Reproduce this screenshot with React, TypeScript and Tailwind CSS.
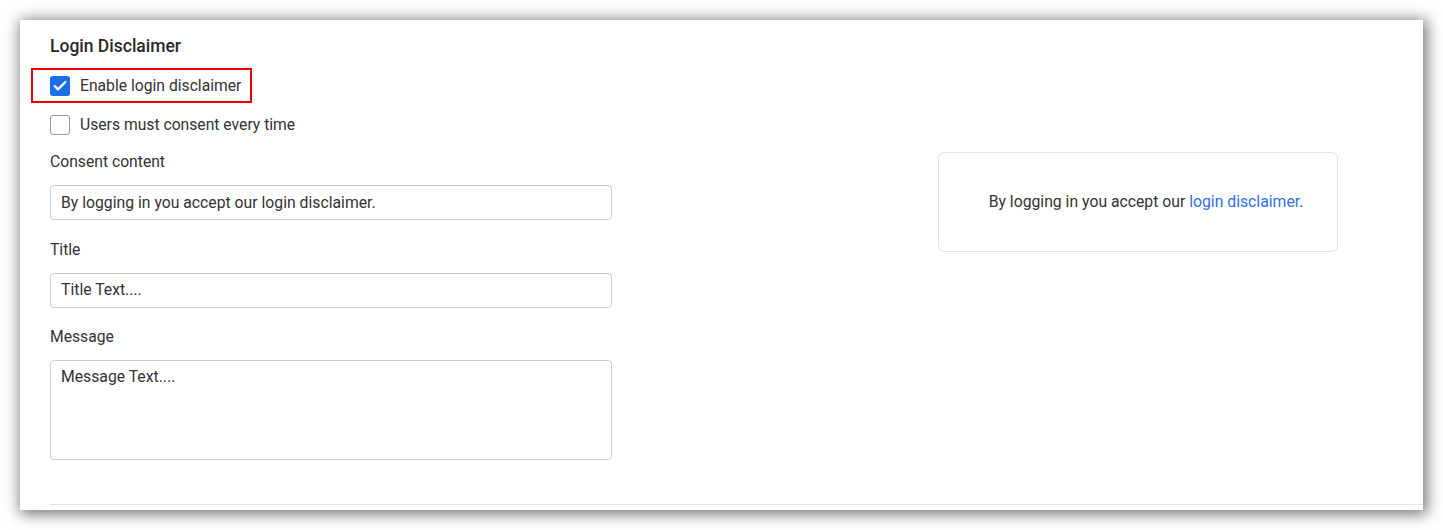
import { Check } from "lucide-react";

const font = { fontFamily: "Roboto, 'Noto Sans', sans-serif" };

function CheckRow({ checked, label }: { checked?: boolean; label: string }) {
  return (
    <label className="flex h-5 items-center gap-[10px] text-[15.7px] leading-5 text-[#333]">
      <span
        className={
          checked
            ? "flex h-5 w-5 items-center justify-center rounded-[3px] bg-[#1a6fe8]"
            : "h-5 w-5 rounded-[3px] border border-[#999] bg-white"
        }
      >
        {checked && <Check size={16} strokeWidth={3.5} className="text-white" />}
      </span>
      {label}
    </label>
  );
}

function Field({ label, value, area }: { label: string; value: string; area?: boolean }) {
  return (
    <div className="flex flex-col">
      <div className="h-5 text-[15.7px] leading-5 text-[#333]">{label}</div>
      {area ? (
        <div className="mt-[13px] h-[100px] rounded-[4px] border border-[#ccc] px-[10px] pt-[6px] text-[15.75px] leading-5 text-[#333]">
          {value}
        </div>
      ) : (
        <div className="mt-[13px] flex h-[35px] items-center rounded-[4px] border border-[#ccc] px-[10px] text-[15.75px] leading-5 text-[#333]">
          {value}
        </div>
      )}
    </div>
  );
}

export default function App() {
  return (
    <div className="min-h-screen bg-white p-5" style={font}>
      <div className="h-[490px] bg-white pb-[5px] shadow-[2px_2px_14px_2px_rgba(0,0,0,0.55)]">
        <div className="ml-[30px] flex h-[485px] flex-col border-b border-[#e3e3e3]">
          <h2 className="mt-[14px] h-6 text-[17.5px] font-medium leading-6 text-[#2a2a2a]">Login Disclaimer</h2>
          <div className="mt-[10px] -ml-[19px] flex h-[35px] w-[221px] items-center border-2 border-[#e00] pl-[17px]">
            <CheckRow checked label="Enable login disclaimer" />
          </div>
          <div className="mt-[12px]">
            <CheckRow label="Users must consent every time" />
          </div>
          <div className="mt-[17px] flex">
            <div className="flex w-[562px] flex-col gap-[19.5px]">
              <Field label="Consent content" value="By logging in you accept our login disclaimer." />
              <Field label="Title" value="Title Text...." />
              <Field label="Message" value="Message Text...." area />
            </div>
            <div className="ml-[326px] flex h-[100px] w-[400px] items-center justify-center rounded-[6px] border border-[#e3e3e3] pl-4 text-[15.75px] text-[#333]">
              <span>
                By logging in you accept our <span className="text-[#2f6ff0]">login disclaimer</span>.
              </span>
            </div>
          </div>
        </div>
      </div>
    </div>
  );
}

- - - - -

Copy out each line exactly, without the pictures.

Reproduce this screenshot with React, TypeScript and Tailwind CSS.
import { Check } from "lucide-react";

const font = { fontFamily: "Roboto, 'Noto Sans', sans-serif" };

function CheckRow({ checked, label }: { checked?: boolean; label: string }) {
  return (
    <label className="flex h-5 items-center gap-[10px] text-[15.7px] leading-5 text-[#333]">
      <span
        className={
          checked
            ? "flex h-5 w-5 items-center justify-center rounded-[3px] bg-[#1a6fe8]"
            : "h-5 w-5 rounded-[3px] border border-[#999] bg-white"
        }
      >
        {checked && <Check size={16} strokeWidth={3.5} className="text-white" />}
      </span>
      {label}
    </label>
  );
}

function Field({ label, value, area }: { label: string; value: string; area?: boolean }) {
  return (
    <div className="flex flex-col">
      <div className="h-5 text-[15.7px] leading-5 text-[#333]">{label}</div>
      {area ? (
        <div className="mt-[13px] h-[100px] rounded-[4px] border border-[#ccc] px-[10px] pt-[6px] text-[15.75px] leading-5 text-[#333]">
          {value}
        </div>
      ) : (
        <div className="mt-[13px] flex h-[35px] items-center rounded-[4px] border border-[#ccc] px-[10px] text-[15.75px] leading-5 text-[#333]">
          {value}
        </div>
      )}
    </div>
  );
}

export default function App() {
  return (
    <div className="min-h-screen bg-white p-5" style={font}>
      <div className="h-[490px] bg-white pb-[5px] shadow-[2px_2px_14px_2px_rgba(0,0,0,0.55)]">
        <div className="ml-[30px] flex h-[485px] flex-col border-b border-[#e3e3e3]">
          <h2 className="mt-[14px] h-6 text-[17.5px] font-medium leading-6 text-[#2a2a2a]">Login Disclaimer</h2>
          <div className="mt-[10px] -ml-[19px] flex h-[35px] w-[221px] items-center border-2 border-[#e00] pl-[17px]">
            <CheckRow checked label="Enable login disclaimer" />
          </div>
          <div className="mt-[12px]">
            <CheckRow label="Users must consent every time" />
          </div>
          <div className="mt-[17px] flex">
            <div className="flex w-[562px] flex-col gap-[19.5px]">
              <Field label="Consent content" value="By logging in you accept our login disclaimer." />
              <Field label="Title" value="Title Text...." />
              <Field label="Message" value="Message Text...." area />
            </div>
            <div className="ml-[326px] flex h-[100px] w-[400px] items-center justify-center rounded-[6px] border border-[#e3e3e3] pl-4 text-[15.75px] text-[#333]">
              <span>
                By logging in you accept our <span className="text-[#2f6ff0]">login disclaimer</span>.
              </span>
            </div>
          </div>
        </div>
      </div>
    </div>
  );
}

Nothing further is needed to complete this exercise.